The collective unconscious may simply be a shared collective of personal unconsciousness, all with similar cognitive structures, hearing the same stories, and seeing the same events. Also, the collective unconscious does not exist in a vacuum. Another reason why a flood narrative might seem uniquely expressive of humanity's vulnerability may have to do with recent, natural events in America, for example, that show how powerless even the powerful are in the face of the natural forces of the world, whether these forces are personified as the work of angry gods or of nature itself. Thus, reality (and the continued presence of natural disasters throughout human history) and the ways persons perceive reality through the shared cognitive structures of the brain and the shared basic human needs shared by all persons, interact with particular myths that have been generated by or simply heard by members of the community.
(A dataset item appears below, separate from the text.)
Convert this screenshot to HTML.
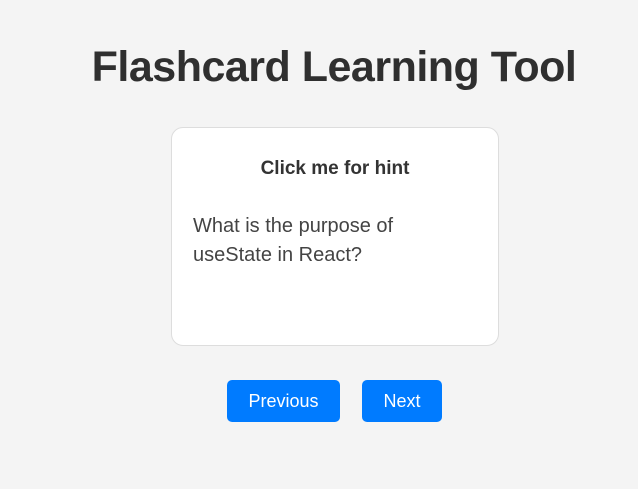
<!DOCTYPE html>
<html><head><style>
html,body{margin:0;padding:0;background:#f4f4f4;width:638px;height:489px;overflow:hidden;font-family:"Liberation Sans",sans-serif;color:#333}
h1{position:absolute;left:0;width:668px;top:38px;margin:0;text-align:center;font-size:43px;letter-spacing:-0.5px;font-weight:bold;color:#2f2f2f;line-height:58px}
.card{position:absolute;left:171px;top:127px;width:326px;height:217px;background:#fff;border:1px solid #ddd;border-radius:12px}
.hint{position:absolute;left:0;width:326px;top:30px;text-align:center;font-weight:bold;font-size:19px;color:#333}
.q{position:absolute;left:21px;top:84px;font-size:20px;line-height:29px;color:#444;width:260px}
.btn{position:absolute;top:380px;height:42px;background:#007bff;color:#fff;border-radius:5px;font-size:18px;line-height:42px;text-align:center}
</style></head><body>
<h1>Flashcard Learning Tool</h1>
<div class="card">
<div class="hint">Click me for hint</div>
<div class="q">What is the purpose of useState in React?</div>
</div>
<div class="btn" style="left:227px;width:113px">Previous</div>
<div class="btn" style="left:362px;width:80px">Next</div>
</body></html>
All of these factors will affect what particular myths seem most resonant to the collective at a fixed point in time.

Works Cited

Hooker, Richard. "Summary: The Epic of Gilgamesh." 1996. Updated 1999. [10 Jul 2006]

http://www.wsu.edu/~dee/MESO/GILG.HTM

Sources Used in Documents:

Works Cited

Hooker, Richard. "Summary: The Epic of Gilgamesh." 1996. Updated 1999. [10 Jul 2006]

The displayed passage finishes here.